Nathan Ross,

Oluwafemi Olukoya,

Jesus Martinez del Rincon

and

Domhnall Carlin

PEVuln: A Benchmark Dataset for Using Machine Learning to Detect Vulnerabilities in PE Malware (pdf, video)

In this paper, we present a benchmark dataset for training and evaluating static PE malware machine learning models, specifically for detecting known vulnerabilities in malware. Our goal is to enable further research in defense against malware by exploiting their bugs or weaknesses. After recognising limitations in current malware datasets regarding exploitable malware, our dataset addresses these gaps by utilizing the malware vulnerability database Malvuln, and software vulnerability database ExploitDB to create a new malware dataset with 864 vulnerable malware samples, 35,241 non-vulnerable malware samples, 1,425 vulnerable benign samples, and 7,905 non-vulnerable benign samples, detailed with timestamps, families, threat mapping, vulnerability mapping, and obfuscation analysis.
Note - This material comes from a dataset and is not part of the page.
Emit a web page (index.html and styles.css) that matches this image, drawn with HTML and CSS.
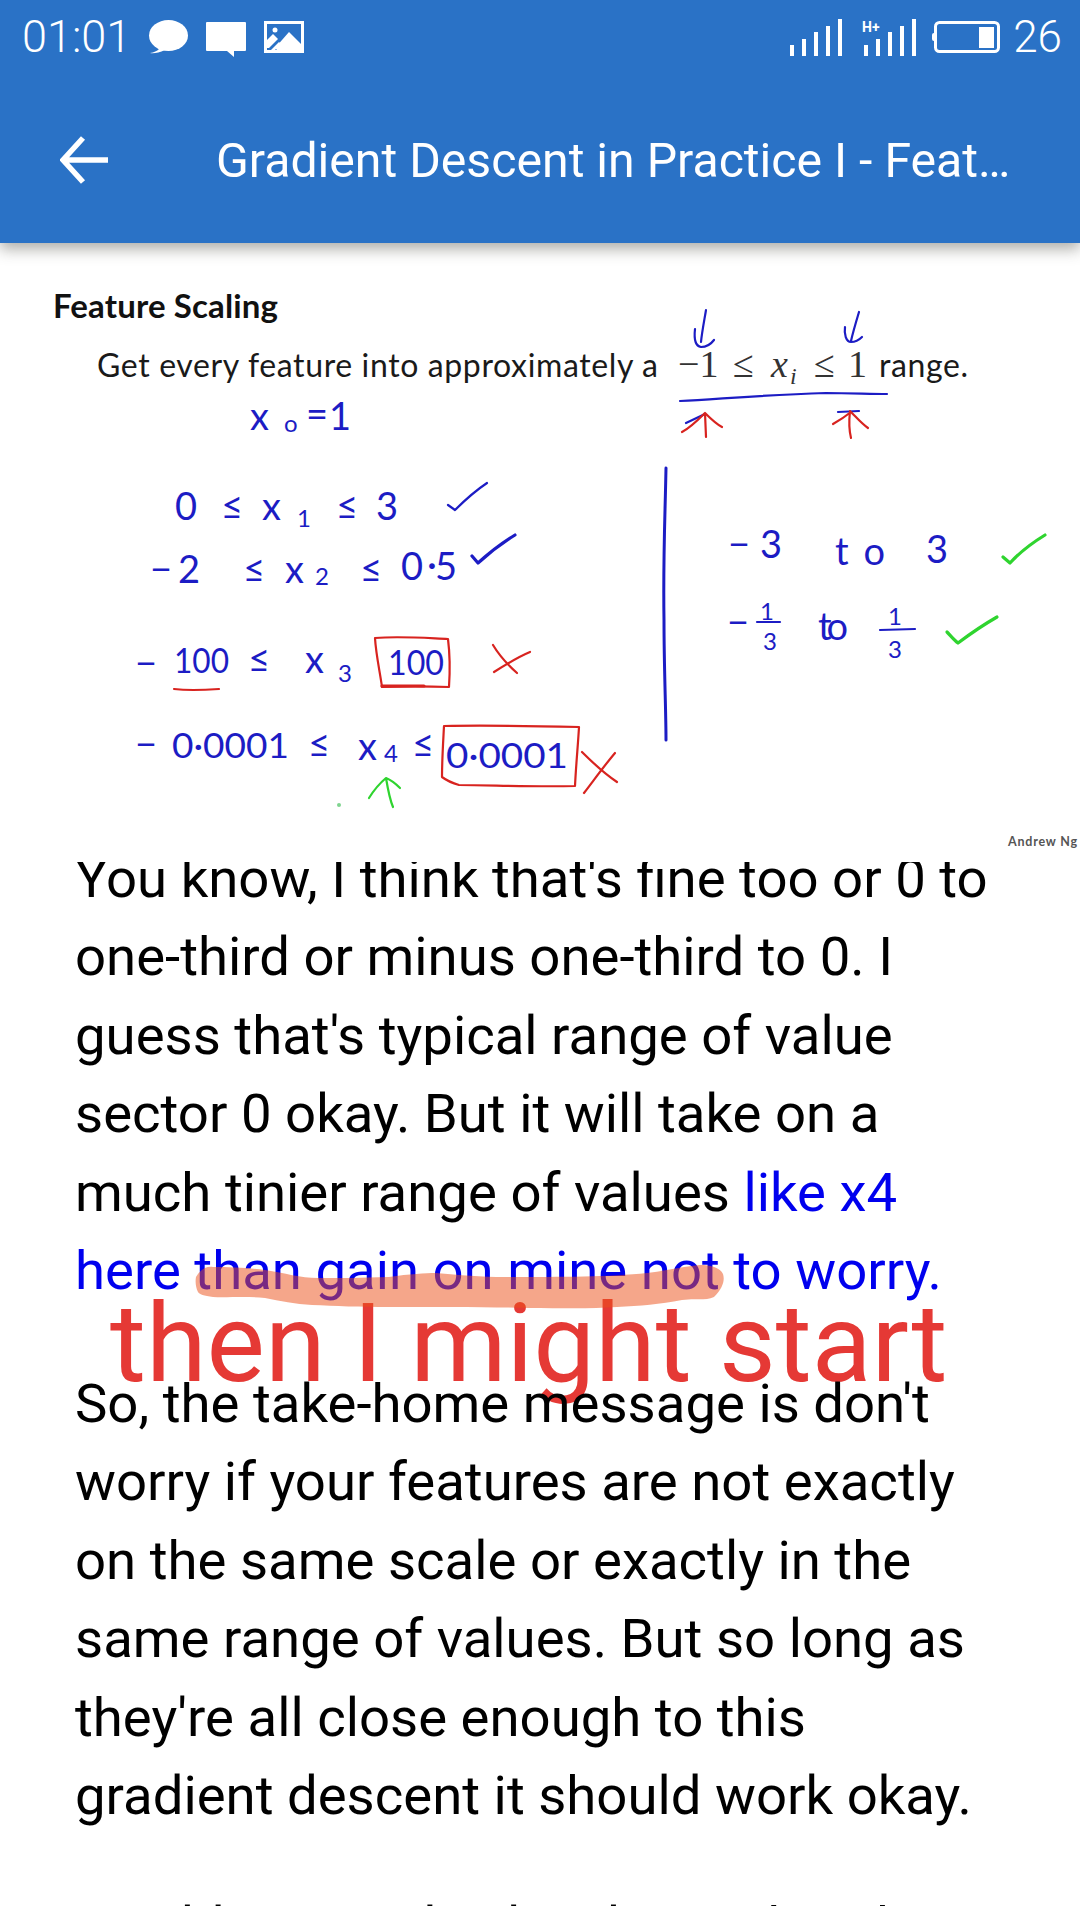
FILE: index.html
```html
<!DOCTYPE html>
<html lang="en">
<head>
<meta charset="utf-8">
<title>Gradient Descent in Practice I - Feature Scaling</title>
<link rel="stylesheet" href="styles.css">
</head>
<body>
<div class="screen">
  <header class="appbar">
    <div class="status">
      <div class="status-left">
        <span class="time">01:01</span>
        <svg class="ic ic-bubble" viewBox="0 0 40 34"><ellipse cx="20.500" cy="15.500" rx="19.500" ry="15.500"/><path d="M9 25 L11 29 Q8 32 2 33 Q8 34 17 30 Z"/></svg>
        <svg class="ic ic-comment" viewBox="0 0 40 36"><path d="M1 0 H39 a1 1 0 0 1 1 1 V28 a1 1 0 0 1 -1 1 H28 V35 L21 29 H1 a1 1 0 0 1 -1 -1 V1 a1 1 0 0 1 1 -1 Z"/></svg>
        <svg class="ic ic-image" viewBox="0 0 40 32"><rect width="40" height="32"/><rect class="cut" x="3" y="3" width="34" height="26"/><circle cx="11" cy="9" r="2.500"/><path d="M25 11 L37 23 V29 H13 L11 27 Z"/><path d="M3 19 L9 13 L14 18 L5 27 H3 Z"/><path d="M7 29 L15 21 L17 23 L11 29 Z"/></svg>
      </div>
      <div class="status-right">
        <svg class="ic ic-signal" viewBox="0 0 52 37"><rect x="0" y="26" width="4" height="11"/><rect x="12" y="20" width="4" height="17"/><rect x="24" y="13" width="4" height="24"/><rect x="36" y="7" width="4" height="30"/><rect x="48" y="0" width="4" height="37"/></svg>
        <svg class="ic ic-signal2" viewBox="0 0 54 37"><text class="hplus" x="0" y="13">H+</text><rect x="2" y="26" width="4" height="11"/><rect x="14" y="20" width="4" height="17"/><rect x="26" y="13" width="4" height="24"/><rect x="38" y="7" width="4" height="30"/><rect x="50" y="0" width="4" height="37"/></svg>
        <svg class="ic ic-battery" viewBox="0 0 68 32"><rect x="0" y="12" width="4" height="8" rx="2"/><rect class="outline" x="3.500" y="1.500" width="63" height="29" rx="4"/><rect x="47" y="6" width="15" height="21"/></svg>
        <span class="level">26</span>
      </div>
    </div>
    <div class="toolbar">
      <svg class="back" viewBox="0 0 48 48"><path d="M23 2 L3 24 L23 46 M3 24 H48"/></svg>
      <h1 class="title">Gradient Descent in Practice I - Feat…</h1>
    </div>
  </header>

  <svg class="slide" viewBox="0 243 1080 619">
    <text class="s-head" x="53" y="318" textLength="225">Feature Scaling</text>
    <text class="s-line" x="97" y="377" textLength="561">Get every feature into approximately a</text>
    <text class="s-math" x="678" y="377">−1</text>
    <text class="s-math" x="733" y="377">≤</text>
    <text class="s-math s-it" x="771" y="377">x</text>
    <text class="s-sub s-it" x="790" y="384">i</text>
    <text class="s-math" x="814" y="377">≤</text>
    <text class="s-math" x="848" y="377">1</text>
    <text class="s-line" x="879" y="377" textLength="89">range.</text>
    <text class="s-credit" x="1008" y="846" textLength="69">Andrew Ng</text>

    <path class="ink blue" d="M680 401 C720 399 760 395 826 393 C850 393 870 394 887 394"/>
    <path class="ink blue" d="M706 310 C704 322 702 332 701 342 M695 329 C694 338 695 346 701 347 C706 347 711 344 714 340"/>
    <path class="ink blue" d="M859 312 C856 322 853 332 851 341 M845 327 C844 334 846 342 851 342 C855 342 859 340 862 337"/>
    <path class="ink blue" d="M686 423 L705 414"/>
    <path class="ink blue" d="M838 412 L859 411"/>
    <path class="ink red" d="M705 413 L706 437 M682 432 C690 428 698 420 705 413 C710 418 716 424 722 427"/>
    <path class="ink red" d="M850 411 C849 420 849 430 851 438 M833 424 C840 420 846 416 851 412 C857 418 862 424 868 428"/>
    <path class="ink blue line3" d="M666 468 C665 520 663 560 664 620 C664 670 666 710 666 740"/>

    <text class="hw" x="250" y="430">x</text>
    <text class="hw-s" x="284" y="432">o</text>
    <text class="hw" x="306" y="428">=</text>
    <text class="hw" x="329" y="430">1</text>

    <text class="hw" x="175" y="520">0</text>
    <text class="hw" x="221" y="520">≤</text>
    <text class="hw" x="262" y="520">x</text>
    <text class="hw-s" x="297" y="527">1</text>
    <text class="hw" x="336" y="520">≤</text>
    <text class="hw" x="376" y="520">3</text>
    <path class="ink blue" d="M448 505 L455 510 C465 500 475 491 487 483"/>

    <text class="hw" x="150" y="583">−</text>
    <text class="hw" x="178" y="583">2</text>
    <text class="hw" x="243" y="583">≤</text>
    <text class="hw" x="285" y="583">x</text>
    <text class="hw-s" x="315" y="585">2</text>
    <text class="hw" x="360" y="583">≤</text>
    <text class="hw" x="401" y="580">0</text>
    <text class="hw" x="427" y="578">·</text>
    <text class="hw" x="435" y="580">5</text>
    <path class="ink blue thick" d="M472 556 L478 563 C490 552 502 543 515 535"/>

    <text class="hw" x="728" y="558">−</text>
    <text class="hw" x="760" y="558">3</text>
    <text class="hw" x="835" y="565" textLength="50">to</text>
    <text class="hw" x="926" y="563">3</text>
    <path class="ink green thick" d="M1003 557 L1010 563 C1020 552 1032 543 1045 535"/>

    <text class="hw" x="727" y="636">−</text>
    <text class="hw-s" x="760" y="620">1</text>
    <path class="ink blue" d="M757 622 H780"/>
    <text class="hw-s" x="763" y="650">3</text>
    <text class="hw" x="818" y="640" textLength="30">to</text>
    <text class="hw-s" x="888" y="625">1</text>
    <path class="ink blue" d="M880 630 L915 629"/>
    <text class="hw-s" x="888" y="658">3</text>
    <path class="ink green thick" d="M947 632 C951 636 954 640 958 643 C970 634 983 625 997 617"/>

    <text class="hw" x="135" y="677">−</text>
    <text class="hw-n" x="174" y="673" textLength="55" lengthAdjust="spacingAndGlyphs">100</text>
    <text class="hw" x="248" y="673">≤</text>
    <text class="hw" x="305" y="673">x</text>
    <text class="hw-s" x="338" y="682">3</text>
    <text class="hw-n" x="388" y="675" textLength="56" lengthAdjust="spacingAndGlyphs">100</text>
    <path class="ink red" d="M375 638 C400 636 425 638 448 639 C450 655 450 672 449 687 C425 686 405 686 382 687 C380 672 376 655 375 638 Z"/>
    <path class="ink red thick" d="M382 686 H424"/>
    <path class="ink red" d="M174 689 C190 691 205 690 219 689"/>
    <path class="ink red" d="M493 645 C499 655 508 665 517 673 M494 672 C505 665 518 657 530 652"/>

    <text class="hw" x="135" y="758">−</text>
    <text class="hw-n" x="172" y="758" textLength="117" lengthAdjust="spacingAndGlyphs">0·0001</text>
    <text class="hw" x="308" y="758">≤</text>
    <text class="hw" x="358" y="760">x</text>
    <text class="hw-s" x="384" y="762">4</text>
    <text class="hw" x="412" y="758">≤</text>
    <text class="hw-n" x="446" y="768" textLength="122" lengthAdjust="spacingAndGlyphs">0·0001</text>
    <path class="ink red" d="M444 726 C490 725 535 726 579 727 C578 745 576 765 575 786 C530 787 490 785 459 785 C452 783 446 780 442 777 C442 760 443 745 444 726 Z"/>
    <path class="ink red" d="M582 752 C592 762 605 774 617 782 M584 793 C594 780 604 766 615 753"/>
    <path class="ink green" d="M386 778 C388 790 390 800 393 807 M369 798 C374 790 380 783 386 778 C391 780 396 784 400 788"/>
    <circle class="dot" cx="339" cy="805" r="2"/>
  </svg>

  <main class="article">
    <p class="para first">You know, I think that's fine too or 0 to<br>one-third or minus one-third to 0. I<br>guess that's typical range of value<br>sector 0 okay. But it will take on a<br>much tinier range of values <a class="link">like x4<br>here than gain on mine not to worry.</a></p>
    <p class="para">So, the take-home message is don't<br>worry if your features are not exactly<br>on the same scale or exactly in the<br>same range of values. But so long as<br>they're all close enough to this<br>gradient descent it should work okay.</p>
    <p class="para next">In addition to dividing by so that the</p>
  </main>

  <svg class="stroke" viewBox="0 0 540 52"><path d="M6 17 C10 10 16 6 23 7 C40 7 60 8 75 10 C95 13 110 18 128 18 C150 18 170 18 199 17 C220 14 235 13 246 13 C270 15 290 17 316 17 C370 17 420 17 457 13 C475 11 495 6 510 5 C522 5 530 8 533 14 C535 20 533 28 524 37 C515 41 505 38 492 40 C470 44 450 46 427 47 C400 49 370 48 339 48 C300 47 250 47 199 47 C170 47 145 46 122 45 C105 44 90 41 75 38 C55 36 35 38 23 37 C14 36 9 34 8 32 C6 28 5 22 6 17 Z"/></svg>
  <div class="caption">then I might start</div>
</div>
</body>
</html>
```
FILE: styles.css
```css
* { box-sizing: border-box; }
html, body { margin: 0; padding: 0; background: #fff; }
.screen {
  position: relative;
  width: 1080px;
  height: 1920px;
  overflow: hidden;
  font-family: Roboto, "Liberation Sans", sans-serif;
  background: #fff;
}
.appbar {
  position: relative;
  z-index: 3;
  height: 243px;
  background: #2a72c6;
  color: #fff;
  box-shadow: 0 6px 14px rgba(60, 60, 50, 0.42);
}
.status {
  height: 74px;
  display: flex;
  align-items: center;
  justify-content: space-between;
  padding: 0 18px 0 22px;
}
.status-left, .status-right { display: flex; align-items: center; }
.time { font-size: 45px; line-height: 74px; font-weight: 300; }
.level { font-size: 44px; line-height: 74px; font-weight: 300; margin-left: 13px; }
.ic { display: block; fill: #fff; }
.ic-bubble { width: 40px; height: 34px; margin-left: 17px; }
.ic-comment { width: 40px; height: 36px; margin-left: 18px; margin-top: 5px; }
.ic-image { width: 40px; height: 32px; margin-left: 18px; }
.ic-image .cut { fill: #2a72c6; }
.ic-signal { width: 52px; height: 37px; margin-top: 1px; }
.ic-signal2 { width: 54px; height: 37px; margin-left: 20px; margin-top: 1px; }
.hplus { font: 700 14px Roboto, sans-serif; fill: #fff; }
.ic-battery { width: 68px; height: 32px; margin-left: 16px; }
.outline { fill: none; stroke: #fff; stroke-width: 3; }
.toolbar {
  height: 169px;
  display: flex;
  align-items: center;
  padding: 2px 0 0 60px;
}
.back {
  width: 48px;
  height: 48px;
  fill: none;
  stroke: #fff;
  stroke-width: 5.500;
  flex: none;
}
.title {
  margin: 2px 0 0 108px;
  font-size: 48.200px;
  font-weight: 400;
  white-space: nowrap;
}
.slide { display: block; width: 1080px; height: 619px; }
.s-head { font: 700 33px Lato, "Open Sans", sans-serif; fill: #111; }
.s-line { font: 400 32px Lato, "Open Sans", sans-serif; fill: #1a1a1a; }
.s-math { font: 400 38px "Liberation Serif", serif; fill: #333; }
.s-it { font-style: italic; }
.s-sub { font: italic 400 24px "Liberation Serif", serif; fill: #333; }
.s-credit { font: 700 12.500px Lato, "Open Sans", sans-serif; fill: #555; }
.hw { font: 400 38px Lato, "Open Sans", sans-serif; fill: #1c1cc4; }
.hw-n { font: 400 34px Lato, "Open Sans", sans-serif; fill: #1c1cc4; }
.hw-s { font: 400 24px Lato, "Open Sans", sans-serif; fill: #1c1cc4; }
.ink { fill: none; stroke-width: 2.200; stroke-linecap: round; stroke-linejoin: round; }
.blue { stroke: #1c1cc4; }
.red { stroke: #d8231f; }
.green { stroke: #2fd42f; }
.thick { stroke-width: 3.200; }
.line3 { stroke-width: 3; }
.dot { fill: #7fd48f; }
.article {
  position: relative;
  z-index: 2;
  height: 1044px;
  overflow: hidden;
  padding: 0 75px;
}
.para {
  margin: 0 0 54.600px;
  font-size: 54.500px;
  line-height: 78.400px;
  color: #000;
  white-space: nowrap;
}
.first { margin-top: -23px; }
.next { margin-top: -2.300px; }
.link { color: #0000ee; }
.stroke {
  position: absolute;
  z-index: 2;
  left: 190px;
  top: 1260px;
  width: 540px;
  height: 52px;
  fill: rgba(235, 80, 25, 0.51);
}
.caption {
  position: absolute;
  z-index: 1;
  left: 110px;
  top: 1279px;
  font-size: 110px;
  line-height: 130px;
  color: #e53935;
  white-space: nowrap;
}
```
This 4-class dataset lays the foundation for advancing future research in analysis and vulnerability exploitation in malware using machine learning. We also provide baseline results using state-of-the-art models for malware classification to benchmark the performance of the dataset, where the binary tasks achieve F1 scores above 0.90, while the multi-class task attains an F1-Score of 0.958.